Corporate Structure - Who is Your Client?

You will often be asked to act on a joint retainer for more than one party. This is your opportunity to consider two important issues, namely:

  1. the extent of the risk that you will be assuming if you act for more than one party (remembering that a company is its own legal entity and is separate from its shareholders); and
  2. getting paid for the work that you will be doing (there isn’t much point in representing an empty shell company if you are going to end up being its first unpaid creditor).

Joint representation can be a liability trap. Imagine the potential conflicts arising with issues such as:

  • unequal contributions to capital (e.g., Paul has the idea but Peter is the only one with the financial means to bring the idea to the market);
  • personal guarantees for credit lines or equipment (the lender isn’t likely to chase Paul when it is Peter who has the deep pockets);
  • casting votes for the chair of the board or other officer (what to do if there is a tie?); or
  • decisions to designate the beneficiaries of insurance policies (e.g., Peter wants to designate his wife who will then step into his shoes if he dies, but Paul doesn’t ever want to be in business with her and wants to designate the company as the beneficiary so that it can buy back Peter’s shares).

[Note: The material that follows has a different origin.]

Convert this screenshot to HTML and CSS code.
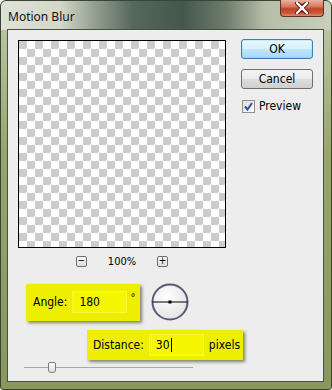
FILE: index.html
```html
<!DOCTYPE html>
<html lang="en">
<head>
    <meta charset="UTF-8">
    <title>Motion Blur</title>
    <link rel="stylesheet" href="styles.css">
</head>
<body>
    <div class="window">
        <div class="titlebar">
            <span class="title">Motion Blur</span>
            <div class="close">
                <svg width="16" height="12" viewBox="0 0 16 12">
                    <path d="M3 1 L8 5 L13 1 M3 11 L8 7 L13 11 M3 1 L13 11 M13 1 L3 11" stroke="#5b2418" stroke-width="4.2" fill="none" stroke-linecap="round"/>
                    <path d="M3 1 L13 11 M13 1 L3 11" stroke="#fff" stroke-width="2.4" fill="none" stroke-linecap="round"/>
                </svg>
            </div>
        </div>
        <div class="client">
            <div class="top">
                <div class="preview-col">
                    <div class="canvas"></div>
                    <div class="zoom-row">
                        <span class="zbtn">−</span>
                        <span class="zoom-val">100%</span>
                        <span class="zbtn">+</span>
                    </div>
                </div>
                <div class="actions">
                    <div class="btn btn-ok">OK</div>
                    <div class="btn">Cancel</div>
                    <div class="check">
                        <span class="box">
                            <svg width="9" height="9" viewBox="0 0 9 9">
                                <path d="M1 4.5 L3.5 7.5 L8 1" stroke="#2a4fa8" stroke-width="2" fill="none"/>
                            </svg>
                        </span>
                        Preview
                    </div>
                </div>
            </div>
            <div class="angle-row">
                <div class="hl angle">
                    <span class="lbl">Angle:</span>
                    <span class="field">180</span>
                    <span class="deg">°</span>
                </div>
                <svg class="dial" width="38" height="38" viewBox="0 0 38 38">
                    <defs>
                        <radialGradient id="dg" cx="40%" cy="35%" r="70%">
                            <stop offset="0" stop-color="#ffffff"/>
                            <stop offset="1" stop-color="#e2e2e6"/>
                        </radialGradient>
                    </defs>
                    <circle cx="19" cy="19" r="17.5" fill="url(#dg)" stroke="#575d78" stroke-width="2"/>
                    <line x1="1.5" y1="19" x2="36.5" y2="19" stroke="#000" stroke-width="1"/>
                    <rect x="17.5" y="17.5" width="3" height="3" fill="#000"/>
                </svg>
            </div>
            <div class="hl distance">
                <span class="lbl">Distance:</span>
                <span class="field">30<span class="caret"></span></span>
                <span class="unit">pixels</span>
            </div>
            <div class="slider">
                <span class="thumb"></span>
            </div>
        </div>
    </div>
</body>
</html>
```

FILE: styles.css
```css
body {
    margin: 0;
    background: #ffffff;
}

.window {
    width: 332px;
    height: 390px;
    box-sizing: border-box;
    border: 1px solid #3a4633;
    border-radius: 6px 6px 3px 3px;
    background:
        linear-gradient(to right, #dfe2d6 0%, #d3d8c8 18%, #95a192 28%, #56685c 40%, #44574c 55%, #6d7c6b 68%, #b5bda7 80%, #c9cfba 100%) top / 100% 29px no-repeat,
        linear-gradient(#c3c9ab, #98a46c 40%, #8a965c 100%);
    font-family: "DejaVu Sans Condensed", "DejaVu Sans", sans-serif;
    font-stretch: condensed;
    font-size: 12px;
    color: #000;
}

.titlebar {
    height: 28px;
    display: flex;
    align-items: flex-start;
}

.title {
    font-family: "Noto Sans", sans-serif;
    font-stretch: normal;
    font-size: 12px;
    color: #111;
    margin: 7px 0 0 7px;
}

.close {
    margin-left: auto;
    margin-right: 7px;
    margin-top: -1px;
    width: 44px;
    height: 17px;
    box-sizing: border-box;
    border: 1px solid #5c3127;
    border-top: 0;
    border-radius: 0 0 4px 4px;
    background: linear-gradient(#e9b2a0 0%, #d47a60 40%, #c0432a 55%, #c9563a 80%, #e08a68 100%);
    display: flex;
    align-items: center;
    justify-content: center;
}

.client {
    margin-left: 6px;
    width: 317px;
    height: 353px;
    box-sizing: border-box;
    border: 1px solid #46523d;
    background: #ededed;
    padding: 10px 0 0 10px;
}

.top {
    display: flex;
}

.preview-col {
    width: 208px;
}

.canvas {
    width: 208px;
    height: 208px;
    box-sizing: border-box;
    border: 1px solid #000;
    background-color: #fff;
    background-image: conic-gradient(#fff 25%, #cccccc 0 50%, #fff 0 75%, #cccccc 0);
    background-size: 16px 16px;
}

.zoom-row {
    margin-top: 8px;
    display: flex;
    justify-content: center;
    align-items: center;
    gap: 21px;
    height: 11px;
}

.zbtn {
    width: 11px;
    height: 11px;
    box-sizing: border-box;
    border: 1px solid #6f6f6f;
    border-radius: 2px;
    background: linear-gradient(#fafafa, #dcdcdc);
    font-size: 10px;
    line-height: 8px;
    text-align: center;
    font-family: "DejaVu Sans", sans-serif;
}

.zoom-val {
    font-size: 11px;
}

.actions {
    margin-left: 15px;
    margin-top: -1px;
    width: 72px;
}

.btn {
    height: 20px;
    box-sizing: border-box;
    border: 1px solid #707070;
    border-radius: 3px;
    background: linear-gradient(#f4f4f4 0%, #ebebeb 48%, #dddddd 52%, #cfcfcf 100%);
    text-align: center;
    line-height: 18px;
    font-size: 12px;
    margin-bottom: 10px;
}

.btn-ok {
    border-color: #3c7fb1;
    background: linear-gradient(#eaf6fd 0%, #d9f0fc 48%, #bee6fd 52%, #a7d9f5 100%);
    box-shadow: inset 0 0 0 1px #48d6fd44;
}

.check {
    display: flex;
    align-items: center;
    gap: 4px;
    margin-top: 2px;
    margin-left: 1px;
    font-size: 12px;
}

.box {
    width: 13px;
    height: 13px;
    box-sizing: border-box;
    border: 1px solid #8e8f8f;
    background: linear-gradient(135deg, #dcdcdc, #ffffff);
    display: flex;
    align-items: center;
    justify-content: center;
}

.angle-row {
    margin-top: 16px;
    margin-left: 8px;
    display: flex;
    align-items: center;
    gap: 11px;
}

.hl {
    display: flex;
    align-items: center;
    background: #eeee00;
    box-shadow: 2px 2px 3px rgba(40, 40, 0, 0.55);
    box-sizing: border-box;
}

.angle {
    width: 114px;
    height: 37px;
    padding-left: 7px;
}

.field {
    width: 55px;
    height: 22px;
    box-sizing: border-box;
    border: 1px solid #f8f83a;
    background: #f6f600;
    padding-left: 6px;
    line-height: 20px;
    display: flex;
    align-items: center;
}

.angle .field {
    margin-left: 5px;
}

.deg {
    margin-left: 3px;
    align-self: flex-start;
    margin-top: 7px;
    font-size: 11px;
}

.distance {
    margin-top: 9px;
    margin-left: 69px;
    width: 156px;
    height: 30px;
    padding-left: 6px;
}

.distance .field {
    margin-left: 5px;
}

.caret {
    width: 1px;
    height: 14px;
    background: #000;
    margin-left: 1px;
}

.unit {
    margin-left: 5px;
}

.slider {
    margin-top: 1px;
    margin-left: 6px;
    width: 169px;
    height: 13px;
    display: flex;
    align-items: center;
    background: linear-gradient(#a8a8a8, #a8a8a8) 0 6px / 100% 1px no-repeat;
}

.thumb {
    margin-left: 24px;
    width: 8px;
    height: 11px;
    box-sizing: border-box;
    border: 1px solid #7a7a7a;
    border-radius: 2px 2px 3px 3px;
    background: linear-gradient(#fdfdfd, #dedede);
}
```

Some corporate lawyers inform the shareholders that they will agree to act for the company only (of course, they will require instructions from the individuals creating the company, but once given, their primary responsibility is to the company). Keep in mind, of course, that your client the company may be dependent upon the financial support of its shareholders and it may be appropriate to obtain guarantees for your fees and disbursements from the shareholders even though you are not acting for them personally.

If you decide to expand the scope of your representation to include more than one party, you must have informed client consent. Chapter 3, rules 3.4.5 to 3.4-7 of the Code of Professional Conduct for British Columbia (the “BC Code”) requires the clients to acknowledge, preferably in writing, the following:

  1. You must withdraw from acting when a conflict of interest arises;
  2. You cannot treat information obtained from one client as confidential from the other, and any information that may be relevant to their joint enterprise or to the other, will be disclosed unless contrary instructions are received, in which case you must withdraw from the joint representation; and
  3. You require permission, in advance, to act as a “peace-maker” on internal disputes, and, if you are unable to make peace, you are not allowed to represent either party unless you have permission, in advance, to continue to represent the “continuing” client. Without such instructions, you must cease acting for both clients once the dispute arises.

Remember that in a typical two-shareholder company, there are three relationships which can give rise to potential conflicts for you as counsel – the relationship between the two shareholders, and the two distinct relationships between the shareholders and the company.

The Law Society of British Columbia website sets out two precedent letters that you may use as the basis for compliance with Chapter 3, rules 3.4-5 to 3.4-9 of the BC Code, and is a recommended precedent to confirm the client understands the implications of joint representation. Take joint representation seriously. Your failure to make complete disclosure can vitiate client consent and can cause you to breach your duty to the clients.

Be careful about allowing unrepresented parties to sit in your office while your client gives you instructions. Doing so creates the risk of the unrepresented party thinking of you as their lawyer also. Don’t wait for the parties to identify their role in the transaction, as they will frequently assume that you already know as much as they do about the matter at hand (even if none of them has ever told you anything about it). In order to avoid the possibility of confusion about your role, consider refusing to act as host for negotiation meetings, ensuring your role as lawyer is clear.

If you are involved in the preliminary negotiations, do not meet with the vendor and the purchaser to draft an offer, letter of intent or agreement to buy a business without having first made clear to the parties:

  1. whom you represent and whom you do not represent;
  2. that any material issues discussed will be reduced to writing (in which writing you will reiterate whom it is that you are representing); and
  3. that the non-client should obtain independent legal advice before finalizing any documentation.

It is always good practice for the non-client to acknowledge in writing that you are not acting for them. A second alternative is for you to provide them with a letter that stipulates that you are not representing them. If you must witness the non-client’s signature to any document you should mark the document “witnessed as to execution only, no legal advice sought nor given” – but even that step should only be taken after careful consideration of the risks and benefits of doing so. If something goes wrong, “I was just trying to be helpful” is not likely to be an effective defense to a claim being made against you.

You also have to be on the lookout for evolving conflicts. For example, if shareholders of an existing enterprise (or proposed shareholders for a new enterprise) who, at one time, have been in agreement begin to disagree over the merits of a proposed course of action, you may find yourself prevented from acting for any of them, particularly if you have not set up the initial retainer appropriately in accordance with Chapter 3, rule 3.4 of the BC Code.

Think twice before deciding to represent more than one party. Sometimes, it’s just simpler for everyone if you make it clear that you will only represent the company. This also allows you to avoid the “[insert your name] always did like you best!” argument between shareholders.